The Boy Scouts of America announced Friday a proposal to allow gay youths to join the program, a move that, if approved, would mark a dramatic shift for one of the nation's oldest and most traditional youth organizations.
But the proposal would continue to bar homosexual men from serving as Scout leaders. It will be voted on at a May meeting of the organization's national council.
"We believe the BSA can no longer sacrifice its mission, or the youth served by the movement, by allowing the organization to be consumed by a single, controversial and unresolved societal issue," national president Wayne Perry said in a statement announcing the proposal.

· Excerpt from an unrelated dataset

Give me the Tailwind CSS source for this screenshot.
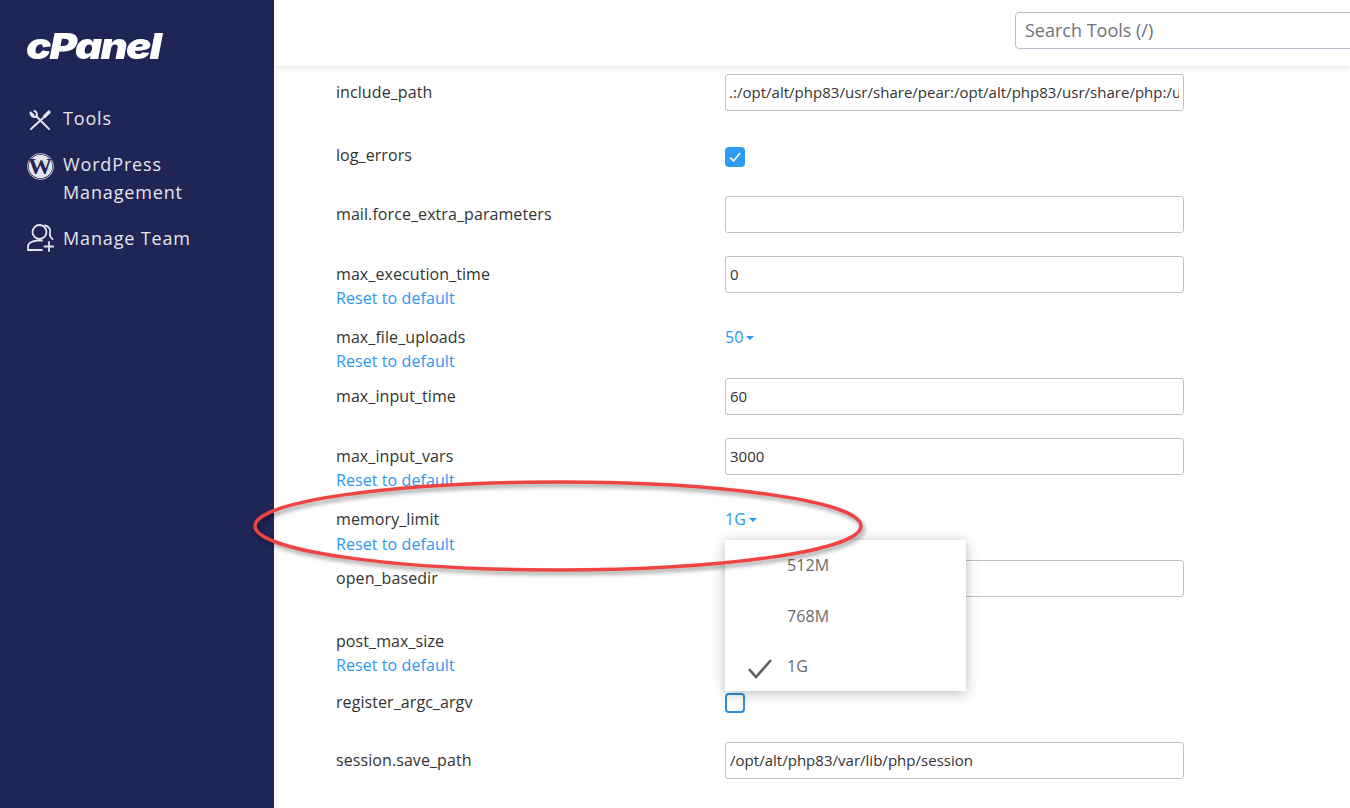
<!DOCTYPE html>
<html lang="en">
<head>
    <meta charset="UTF-8">
    <title>cPanel - MultiPHP INI Editor</title>
    <script src="https://cdn.jsdelivr.net/npm/@tailwindcss/browser@4"></script>
</head>
<body class="bg-white font-['Open_Sans',sans-serif] text-[16px] tracking-[0.08px] text-[#333] h-[808px] overflow-hidden">
    <div class="relative flex h-[808px] overflow-hidden">
        <!-- sidebar -->
        <aside class="w-[274px] shrink-0 bg-[#1f2555] text-[#e3e6ee] text-[18px] tracking-[0.85px]">
            <div class="h-[100px] pl-[26px] pt-[24px] text-white">
                <span class="inline-block origin-left scale-x-[1.17] font-['Inter',sans-serif] font-black italic text-[36px] leading-[44px] tracking-[-1.5px]">cPanel</span>
            </div>
            <a class="flex items-center h-[36px] pl-[27px] gap-[10px]">
                <svg class="w-[26px] h-[26px]" viewBox="0 0 26 26" fill="none" stroke="currentColor" stroke-width="2" stroke-linecap="round">
                    <path d="M4 24 L16 13"/>
                    <path d="M17.5 11.5 L22 7" stroke-width="3.2"/>
                    <path d="M22 24 L9.5 11.5"/>
                    <path d="M3.5 7.5 L6.5 10 M3.5 7.5 C3.5 11 6.5 13 9.5 11.5 C10.5 9 9.5 6.5 7.5 6"/>
                </svg>
                <span>Tools</span>
            </a>
            <a class="flex items-start pl-[27px] gap-[9px] mt-[14px]">
                <svg class="w-[27px] h-[27px] shrink-0 mt-[3px]" viewBox="0 0 27 27">
                    <circle cx="13.5" cy="13.5" r="13" fill="none" stroke="currentColor" stroke-width="0.8"/>
                    <circle cx="13.5" cy="13.5" r="11.8" fill="currentColor"/>
                    <text x="13.5" y="21" text-anchor="middle" font-family="Liberation Serif" font-weight="700" font-size="24" fill="#1f2555">W</text>
                </svg>
                <span class="leading-[28px]">WordPress<br>Management</span>
            </a>
            <a class="flex items-center h-[36px] pl-[27px] gap-[9px] mt-[14px]">
                <svg class="w-[27px] h-[28px]" viewBox="0 0 27 28" fill="none" stroke="currentColor" stroke-width="1.8" stroke-linecap="round">
                    <circle cx="12.5" cy="8" r="7"/>
                    <path d="M1 26 V22.5 C1 19 6 17 10 16.5 H15 M1 26 H15"/>
                    <path d="M18 1.5 C22 2 24 6 23 9 C22.5 11 23 13 25.5 15"/>
                    <path d="M22 18 V27 M17.5 22.5 H26.5"/>
                </svg>
                <span>Manage Team</span>
            </a>
        </aside>

        <main class="flex-1 min-w-0">
            <!-- top bar -->
            <header class="h-[66px] pt-[12px] pl-[741px] shadow-[0_1px_6px_rgba(0,0,0,0.12)] bg-white">
                <input placeholder="Search Tools (/)" class="w-[400px] h-[37px] pl-[9px] pb-[2px] text-[18px] tracking-normal border border-[#b9bccd] rounded-[4px] placeholder:text-[#6f7278] outline-none">
            </header>

            <!-- settings list -->
            <div class="pt-[8px] pl-[62px]">
                <div class="grid grid-cols-[389px_459px] h-[63px]">
                    <div class="leading-[36px]">include_path</div>
                    <input value=".:/opt/alt/php83/usr/share/pear:/opt/alt/php83/usr/share/php:/usr/share/php" class="h-[37px] pl-[3px] pr-[4px] pb-[2px] border border-[#c2c2c2] rounded-[3px] text-[15px] tracking-[0.02px] text-[#333]">
                </div>
                <div class="grid grid-cols-[389px_459px] h-[59px]">
                    <div class="leading-[36px]">log_errors</div>
                    <div class="pt-[10px]"><span class="flex items-center justify-center w-[20px] h-[20px] rounded-[4px] bg-[#2e9bf0]">
                        <svg class="w-[14px] h-[14px]" viewBox="0 0 14 14" fill="none" stroke="white" stroke-width="1.6"><path d="M2 7.5 L5.5 11 L12 3"/></svg>
                    </span></div>
                </div>
                <div class="grid grid-cols-[389px_459px] h-[60px]">
                    <div class="leading-[36px]">mail.force_extra_parameters</div>
                    <input class="h-[37px] px-[4px] pb-[2px] border border-[#c2c2c2] rounded-[3px]">
                </div>
                <div class="grid grid-cols-[389px_459px] h-[63px]">
                    <div class="leading-[36px]">max_execution_time<a class="block leading-[12px] text-[#2e96f0]">Reset to default</a></div>
                    <input value="0" class="h-[37px] px-[4px] pb-[2px] border border-[#c2c2c2] rounded-[3px] text-[15px] tracking-[0.02px] text-[#333]">
                </div>
                <div class="grid grid-cols-[389px_459px] h-[59px]">
                    <div class="leading-[36px]">max_file_uploads<a class="block leading-[12px] text-[#2e96f0]">Reset to default</a></div>
                    <div class="text-[#2e96f0] flex items-center h-[36px] gap-[3px]">50<span class="w-0 h-0 border-x-[4px] border-x-transparent border-t-[4px] border-t-[#2e96f0] mt-[2px]"></span></div>
                </div>
                <div class="grid grid-cols-[389px_459px] h-[60px]">
                    <div class="leading-[36px]">max_input_time</div>
                    <input value="60" class="h-[37px] px-[4px] pb-[2px] border border-[#c2c2c2] rounded-[3px] text-[15px] tracking-[0.02px] text-[#333]">
                </div>
                <div class="grid grid-cols-[389px_459px] h-[63px]">
                    <div class="leading-[36px]">max_input_vars<a class="block leading-[12px] text-[#2e96f0]">Reset to default</a></div>
                    <input value="3000" class="h-[37px] px-[4px] pb-[2px] border border-[#c2c2c2] rounded-[3px] text-[15px] tracking-[0.02px] text-[#333]">
                </div>
                <div class="grid grid-cols-[389px_459px] h-[59px]">
                    <div class="leading-[36px]">memory_limit<a class="block leading-[14px] text-[#2e96f0]">Reset to default</a></div>
                    <div class="text-[#2e96f0] flex items-center h-[36px] gap-[3px]">1G<span class="w-0 h-0 border-x-[4px] border-x-transparent border-t-[4px] border-t-[#2e96f0] mt-[2px]"></span></div>
                </div>
                <div class="grid grid-cols-[389px_459px] h-[63px]">
                    <div class="leading-[36px]">open_basedir</div>
                    <input class="h-[37px] px-[4px] pb-[2px] border border-[#c2c2c2] rounded-[3px]">
                </div>
                <div class="grid grid-cols-[389px_459px] h-[61px]">
                    <div class="leading-[36px]">post_max_size<a class="block leading-[12px] text-[#2e96f0]">Reset to default</a></div>
                    <div></div>
                </div>
                <div class="grid grid-cols-[389px_459px] h-[58px]">
                    <div class="leading-[36px]">register_argc_argv</div>
                    <div class="pt-[9px]"><span class="block w-[20px] h-[20px] rounded-[4px] border-2 border-[#2e8fe0]"></span></div>
                </div>
                <div class="grid grid-cols-[389px_459px]">
                    <div class="leading-[36px]">session.save_path</div>
                    <input value="/opt/alt/php83/var/lib/php/session" class="h-[37px] px-[4px] pb-[2px] border border-[#c2c2c2] rounded-[3px] text-[15px] tracking-[0.02px] text-[#333]">
                </div>
            </div>
        </main>

        <!-- open dropdown -->
        <div class="absolute left-[725px] top-[540px] w-[241px] h-[151px] bg-white shadow-[0_2px_12px_rgba(0,0,0,0.28)] text-[#6a6a6a]">
            <div class="h-[50px] pl-[62px] leading-[50px]">512M</div>
            <div class="h-[51px] pl-[62px] leading-[53px]">768M</div>
            <div class="relative h-[50px] pl-[62px] leading-[50px]">
                <svg class="absolute left-[22px] top-[16px] w-[26px] h-[24px]" viewBox="0 0 26 24" fill="none" stroke="#5f5f5f" stroke-width="2.6"><path d="M2 12 L9 20 L24 3"/></svg>
                1G
            </div>
        </div>

        <!-- red annotation -->
        <svg class="absolute left-[240px] top-[470px] w-[640px] h-[115px] pointer-events-none drop-shadow-[2px_3px_2px_rgba(0,0,0,0.4)]" viewBox="0 0 640 115" fill="none">
            <ellipse cx="318" cy="56" rx="303" ry="44" stroke="#f04444" stroke-width="3.5"/>
        </svg>
    </div>
</body>
</html>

The proposed resolution states, "No youth may be denied membership in the Boy Scouts of America on the basis of sexual orientation or preference alone." The proposal comes after months of intense pressure from both within and outside the organization.
But the ban retained strong backing among important Scouting constituencies, including the Southern Baptist Convention and conservative groups such as the Family Research Council.
"The policy is incoherent," said Tony Perkins, president of the council. "The proposal says, in essence, that homosexuality is morally acceptable until a boy turns 18 -- then, when he comes of age, he's removed from the Scouts."
Gay-rights groups, which had demanded a complete lifting of the ban, criticized the proposal as inadequate.
Chad Griffin, president of the Human Rights Campaign, asked: "What message does this resolution send to the gay Eagle Scout who, as an adult, wants to continue a lifetime of Scouting by becoming a troop leader?"